In that moment, the great dragon's pride died. Dragassos trampled the dignity of his clan underfoot and knelt-yes, knelt-before the kings of the Elf race in the deep forests of Silvana, begging them to employ an ancient and forbidden technique as old as the world itself: the Absolute Ice Coffin.

This terrifying magical technique did not cure the affliction; it froze the victim's biological time at absolute zero, placing them in a perpetual artificial coma in which cells neither aged nor died. But the cost of sustaining the Coffin was immense. It did not draw upon the Mana of nature; it required an enormous, pure, and inexhaustible supply of vital energy-donated by a living being who shared the same blood.

And so, from that day forward-for fifty unbroken years-Dragassos had performed a bloody and agonising annual ritual in the vaults beneath his volcanic palace. On the same day each year, the Dragon King drove his claws into his own chest, tore open the scales that no sword could pierce, and extracted a single complete drop of his beating heart-blood, placing it upon the crystal of the Ice Coffin to sustain his daughter's life for one more year. He risked his own foundational power, arrested his future growth, shortened his prospective lifespan, and endured a pain that shredded the very soul... all of it, because in his eyes, nothing in this cold universe was worth more than the faintest hope of one day seeing the smile of his daughter-a smile he had not witnessed in half a century.

"Five full decades have passed, and a solution has continued to elude the greatest minds on the continent," Dex thought, as a wide smile-bordering on predatory-split his face in the darkness of the forest. "But I... I know the cure."

As the Reader who had absorbed every secret the novel held, Dex understood precisely what afflicted Draghora. It was no disease, and no failed mutation. She had been born with a Dual Dragon Core-an exceptionally rare condition that required a specific ritual performed at a precise temperature to fuse the two Cores into one. The healers of the world had been unable to diagnose it because none had ever dared to examine a dragon of the royal bloodline from within.

"Draghora is my absolute golden ticket," Dex whispered, closing his fist tightly as though gripping the fate of the world in his hand. "If I could reach Dragassos and offer him the true cure... if I restored his daughter to him, living and breathing... then a single drop of his heart-blood would be a pitifully cheap price. More than that-I would make the most powerful being in all of Ekarthas personally indebted to me for the life of his princess. I would gain an ally capable of crushing the Shadow Organisation and my uncle Silvester with a single sweep of his tail."

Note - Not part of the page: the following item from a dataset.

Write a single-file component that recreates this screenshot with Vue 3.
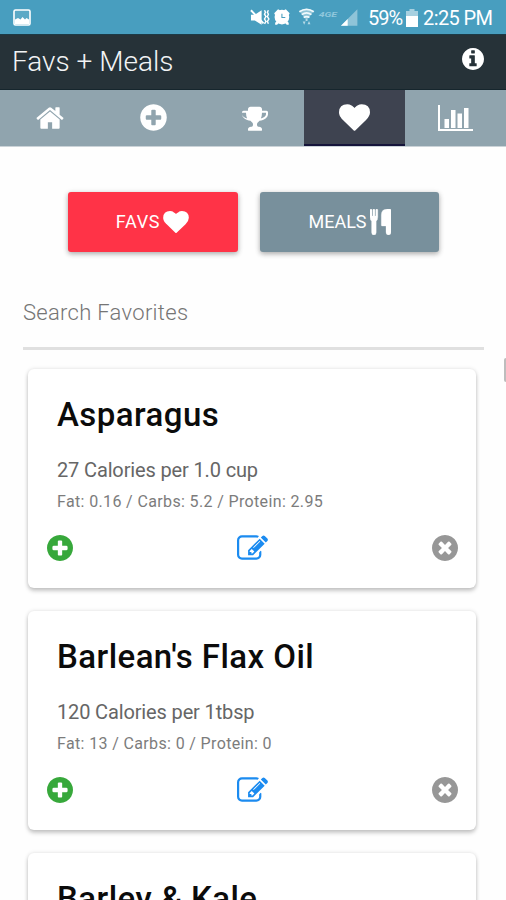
<script setup>
const disc = 'M1664 896q0 209-103 385.500t-279.500 279.500-385.500 103-385.500-103-279.500-279.500-103-385.500 103-385.500 279.500-279.500 385.500-103 385.500 103 279.500 279.500 103 385.500z'
const icons = {
  home: 'M1472 992v480q0 26-19 45t-45 19h-384v-384h-256v384h-384q-26 0-45-19t-19-45v-480q0-1 .5-3t.5-3l575-474 575 474q1 2 1 6zm223-69l-62 74q-8 9-21 11h-3q-13 0-21-7l-692-577-692 577q-12 8-24 7-13-2-21-11l-62-74q-8-10-7-23.500t11-21.500l719-599q32-26 76-26t76 26l244 204v-195q0-14 9-23t23-9h192q14 0 23 9t9 23v408l219 182q10 8 11 21.500t-7 23.500z',
  plus: 'M1344 960v-128q0-26-19-45t-45-19h-256v-256q0-26-19-45t-45-19h-128q-26 0-45 19t-19 45v256h-256q-26 0-45 19t-19 45v128q0 26 19 45t45 19h256v256q0 26 19 45t45 19h128q26 0 45-19t19-45v-256h256q26 0 45-19t19-45z' + disc,
  times: 'M1277 1122q0-26-19-45l-181-181 181-181q19-19 19-45 0-27-19-46l-90-90q-19-19-46-19-26 0-45 19l-181 181-181-181q-19-19-45-19-27 0-46 19l-90 90q-19 19-19 46 0 26 19 45l181 181-181 181q-19 19-19 45 0 27 19 46l90 90q19 19 46 19 26 0 45-19l181-181 181 181q19 19 45 19 27 0 46-19l90-90q19-19 19-46z' + disc,
  info: 'M1152 1376v-160q0-14-9-23t-23-9h-96v-512q0-14-9-23t-23-9h-320q-14 0-23 9t-9 23v160q0 14 9 23t23 9h96v320h-96q-14 0-23 9t-9 23v160q0 14 9 23t23 9h448q14 0 23-9t9-23zm-128-896v-160q0-14-9-23t-23-9h-192q-14 0-23 9t-9 23v160q0 14 9 23t23 9h192q14 0 23-9t9-23z' + disc,
  trophy: 'M458 930q-74-162-74-370h-256v96q0 78 94.500 162t235.500 112zm1206-274v-96h-256q0 208-74 370 141-28 235.500-112t94.500-162zm128-128v128q0 71-41.500 143t-112 130-173 97.500-215.500 44.500q-42 54-95 95-38 34-52.500 72.500t-14.500 89.500q0 54 30.500 91t97.500 37q75 0 133.500 45.500t58.500 114.500v64q0 14-9 23t-23 9h-832q-14 0-23-9t-9-23v-64q0-69 58.500-114.500t133.500-45.500q67 0 97.500-37t30.500-91q0-51-14.500-89.500t-52.500-72.500q-53-41-95-95-113-5-215.500-44.500t-173-97.500-112-130-41.500-143v-128q0-40 28-68t68-28h288v-96q0-66 47-113t113-47h576q66 0 113 47t47 113v96h288q40 0 68 28t28 68z',
  heart: 'M896 1664q-26 0-44-18l-624-602q-10-8-27.500-26t-55.500-65.500-68-97.500-53.500-121-23.500-138q0-220 127-344t351-124q62 0 126.500 21.500t120 58 95.500 68.500 76 68q36-36 76-68t95.500-68.500 120-58 126.500-21.500q224 0 351 124t127 344q0 221-229 450l-623 600q-18 18-44 18z',
  edit: 'M888 1184l116-116-152-152-116 116v56h96v96h56zm440-720q-16-16-33 1l-350 350q-17 17-1 33t33-1l350-350q17-17 1-33zm80 594v190q0 119-84.500 203.500t-203.500 84.500h-832q-119 0-203.500-84.500t-84.500-203.500v-832q0-119 84.500-203.500t203.500-84.500h832q63 0 117 25 15 7 18 23 3 17-9 29l-49 49q-14 14-32 8-23-6-45-6h-832q-66 0-113 47t-47 113v832q0 66 47 113t113 47h832q66 0 113-47t47-113v-126q0-13 9-22l64-64q15-15 35-7t20 29zm-96-738l288 288-672 672h-288v-288zm444 132l-92 92-288-288 92-92q28-28 68-28t68 28l152 152q28 28 28 68t-28 68z'
}
const tabs = ['home', 'plus', 'trophy', 'heart', 'chart']
const foods = [
  { name: 'Asparagus', cal: '27 Calories per 1.0 cup', macros: 'Fat: 0.16 / Carbs: 5.2 / Protein: 2.95' },
  { name: "Barlean's Flax Oil", cal: '120 Calories per 1tbsp', macros: 'Fat: 13 / Carbs: 0 / Protein: 0' },
  { name: 'Barley & Kale' }
]
</script>

<template>
  <div class="screen">
    <div class="status">
      <svg class="gallery" viewBox="0 0 18 17" width="18" height="17">
        <rect x="1" y="1" width="16" height="15" rx="1.500" fill="#5ba9c6" stroke="#fff" stroke-width="1.600" />
        <path d="M2 15v-4.500l3-1.500 2.500 1.500 2-2.500 2.500 2.500 1.500-1.500L16 10.500V15z" fill="#fff" />
      </svg>
      <div class="right">
        <svg class="sys" viewBox="0 0 122 22" width="122" height="22">
          <g fill="#fff">
            <path d="M1 6.500h4L12 2v15L5 12.500H1z" />
            <path d="M1 2l13 13.500" stroke="#fff" stroke-width="2" />
            <path d="M15 2l1 2-1 2 1.500 2.500L15 11l1.500 2.500L15 16M19 2l-1 2 1 2-1 2.500 1.500 2.500-1.500 2.500 1 2.500" fill="none" stroke="#fff" stroke-width="1.500" />
            <circle cx="33" cy="9" r="7.600" />
            <path d="M25 5l4-4 2 1-5 5zM41 5l-4-4-2 1 5 5zM26 15l2-2 2 2-2 2h-2zM40 15l-2-2-2 2 2 2h2z" />
          </g>
          <path d="M33 5.500V9.500h3.500" fill="none" stroke="#489ebf" stroke-width="1.100" />
          <path d="M51 3q7.500-5 15 0l-7.500 9z" fill="#fff" opacity=".4" />
          <g fill="none" stroke="#f1f9fc" stroke-width="1.700">
            <path d="M51 3.500q7.500-5 15 0M53.500 6.500q5-3.500 10 0M55.500 9.500q3-2 6 0" />
          </g>
          <path d="M54.500 13.500h3l-1.500 3.500zM59.500 16.500h3l-1.500-3.500zM57.500 11h2v2h-2z" fill="#b5d9e6" />
          <text x="71" y="9" class="lte" textLength="19" lengthAdjust="spacingAndGlyphs">4GE</text>
          <path d="M111 1v17H94z" fill="#8fc4d8" />
          <path d="M101 11v7h-7z" fill="#fff" />
        </svg>
        <span class="pct">59%</span>
        <svg class="batt" viewBox="0 0 12 18" width="12" height="18">
          <path d="M3.500 0h5v2H12v5H0V2h3.500z" fill="#a7d0e0" /><path d="M0 7h12v11H0z" fill="#fff" />
        </svg>
        <span class="time">2:25 PM</span>
      </div>
    </div>

    <header class="bar">
      <h1>Favs + Meals</h1>
      <svg class="info" viewBox="128 128 1536 1536" width="22" height="22"><path :d="icons.info" fill-rule="evenodd" /></svg>
    </header>

    <nav class="tabs">
      <div v-for="t in tabs" :key="t" class="tab" :class="[t, { active: t === 'heart' }]">
        <svg v-if="t === 'chart'" viewBox="0 0 35 26" width="35" height="26">
          <path d="M0 0h2v24h33v2H0zM6.500 14h4.500v9H6.500zM13 5h4.500v18H13zM19.500 8.500H24v14.500h-4.500zM26 3h4.500v20H26z" />
        </svg>
        <svg v-else viewBox="0 0 1792 1792" width="31" height="31"><path :d="icons[t]" fill-rule="evenodd" /></svg>
      </div>
    </nav>

    <div class="buttons">
      <button class="btn favs"><span>FAVS</span>
        <svg viewBox="0 128 1792 1536" width="26" height="22"><path :d="icons.heart" /></svg>
      </button>
      <button class="btn meals"><span>MEALS</span>
        <svg viewBox="0 0 21 26" width="21" height="26">
          <path d="M0 1q0-1 1-1t1 1v6h.9V1q0-1 1-1t1 1v6h.9V1q0-1 1-1t1 1v7q0 3-1.600 4v11.500Q6.200 26 3.900 26T1.600 23.500V12Q0 11 0 8zM21 1v22q0 3-2.500 3T16 23v-6h-4q-.7 0-.7-.8V6q0-6 6-6h2.700q1 0 1 1z" stroke="#fff" stroke-width=".3" />
        </svg>
      </button>
    </div>

    <div class="search"><span>Search Favorites</span></div>

    <main class="list">
      <article v-for="f in foods" :key="f.name" class="card">
        <h2>{{ f.name }}</h2>
        <template v-if="f.cal">
          <p class="cal">{{ f.cal }}</p>
          <p class="macros">{{ f.macros }}</p>
          <div class="actions">
            <svg class="add" viewBox="128 128 1536 1536" width="26" height="26"><path :d="icons.plus" fill-rule="evenodd" /></svg>
            <svg class="edit" viewBox="0 128 1792 1408" width="31" height="25"><path :d="icons.edit" fill-rule="evenodd" /></svg>
            <svg class="del" viewBox="128 128 1536 1536" width="26" height="26"><path :d="icons.times" fill-rule="evenodd" /></svg>
          </div>
        </template>
      </article>
    </main>
    <i class="thumb"></i>
  </div>
</template>

<style>
html, body { margin: 0; overflow: hidden; background: #fefefe; }
</style>
<style scoped>
.screen { position: relative; width: 506px; height: 900px; overflow: hidden; background: #fefefe; font-family: Roboto, sans-serif; }
h1, h2, p { margin: 0; font-weight: 400; white-space: nowrap; }
svg { display: block; flex: none; }
.status { height: 34px; background: #489ebf; display: flex; align-items: flex-start; justify-content: space-between; padding: 0 14px 0 13px; box-sizing: border-box; color: #fff; }
.gallery { margin-top: 9px; }
.right { display: flex; align-items: flex-start; font-size: 20px; line-height: 36px; white-space: nowrap; }
.sys { margin-top: 8px; width: 118px; overflow: visible; }
.lte { font: italic 700 8px Roboto, sans-serif; fill: #8fc7dc; }
.pct { width: 34px; letter-spacing: -1px; }
.batt { margin: 9px 5px 0 4px; }
.time { width: 69px; letter-spacing: -.6px; }
.bar { height: 56px; box-sizing: border-box; border-top: 1px solid #1c3a46; border-bottom: 1px solid #16262d; background: #263238; display: flex; justify-content: space-between; align-items: flex-start; padding: 0 22px 0 12px; color: #f2f4f5; }
h1 { font-size: 28px; font-weight: 300; line-height: 53px; }
.info { fill: #fff; margin-top: 13px; }
.tabs { display: flex; height: 56px; background: #90a4ae; border-bottom: 1px solid #cbd3d8; }
.tab { flex: 1 1 0; min-width: 0; box-sizing: border-box; display: flex; justify-content: center; align-items: center; padding-bottom: 1px; }
.tab svg { fill: #fff; }
.tab.active { background: #3e4350; border-bottom: 2px solid #15143a; padding: 0; }
.tab.home svg { width: 30px; height: 30px; }
.tab.plus { padding-left: 2px; }
.tab.trophy svg { width: 28px; height: 30px; }
.buttons { display: flex; gap: 22px; padding: 45px 0 0 68px; }
.btn { height: 60px; padding: 0 0 1px; border: 0; border-radius: 3px; color: #fff; font: 400 18px Roboto, sans-serif; display: flex; align-items: center; justify-content: center; box-shadow: 0 2px 5px rgba(0,0,0,.26), 0 1px 6px rgba(0,0,0,.1); }
.btn svg { fill: #fff; margin-left: 3px; }
.favs { width: 170px; padding-right: 1px; background: #ff3347; letter-spacing: .7px; }
.meals { width: 179px; background: #78909c; }
.search { margin: 38px 22px 0 23px; height: 57px; border-bottom: 3px solid #e0e0e0; font-size: 22px; font-weight: 300; line-height: 45px; letter-spacing: .3px; color: #757575; }
.list { padding: 19px 30px 0 28px; display: grid; gap: 23px; }
.card { height: 219px; box-sizing: border-box; background: #fff; border-radius: 6px; padding: 22px 18px 0 19px; box-shadow: 0 3px 4px rgba(0,0,0,.2), 0 0 4px rgba(0,0,0,.12); }
h2 { font-size: 33px; font-weight: 500; line-height: 48px; padding-left: 10px; color: #0b0b0b; letter-spacing: .45px; }
.cal { padding-left: 10px; margin-top: 17px; font-size: 20px; line-height: 28px; letter-spacing: -.14px; color: #666; }
.macros { padding-left: 10px; margin-top: 7px; font-size: 16px; line-height: 22px; letter-spacing: .36px; color: #7c7c7c; }
.actions { display: flex; justify-content: space-between; align-items: center; margin-top: 22px; height: 26px; }
.add { fill: #37a83b; }
.edit { fill: #1b8bf0; margin-top: -1px; }
.del { fill: #979797; }
.thumb { position: absolute; right: 0; top: 358px; width: 2px; height: 24px; background: #bdbdbd; border-radius: 2px 0 0 2px; }
</style>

The vision was intoxicatingly tempting. Dex saw the future laid out before him: himself standing victorious, the Dragon Clan arrayed like a fortress wall at his back.

But... a gust of cold air slapped his face and dragged him back with brutal abruptness to bitter reality. The smile faded from his lips, and the cold, pragmatic look returned to settle across his features. He raised his hand and looked at his smooth fingers, still lacking any real strength.

"This will be my grand strategy for the future... yes. I will keep this card close to my chest. But..." Dex exhaled bitterly and bit his lower lip. "The future is not now. My father-Lord Marcus-cannot afford the luxury of waiting for my epic journey to the continent of Kayrot. His poisoned body will begin to fail within sixty days."

With genuine pain, Dex set aside this second option, locking it away in a sealed compartment at the back of his mind for a day yet to come. He could not rely on the Holy Empire in the north. He could not rely on the dragons of Kayrot in the south.

"Only the third and final option remains," Dex said to himself in a firm, resolved voice, resuming his walk away from the cave's vicinity and pressing deeper into the denser and more perilous thickets of Falus Forest. "The third method..."

But as his mind prepared to analyse the third option, his footsteps stopped dead.

The prisoner's instinct-that sixth sense which had warned him of danger time and again before it struck-fired like a blaring alarm in his skull. The sounds of the forest's insects cut off completely. A heavy, lethal silence descended.

Dex felt hot breath-laden with the stench of rotting flesh-strike the back of his neck from the shadows.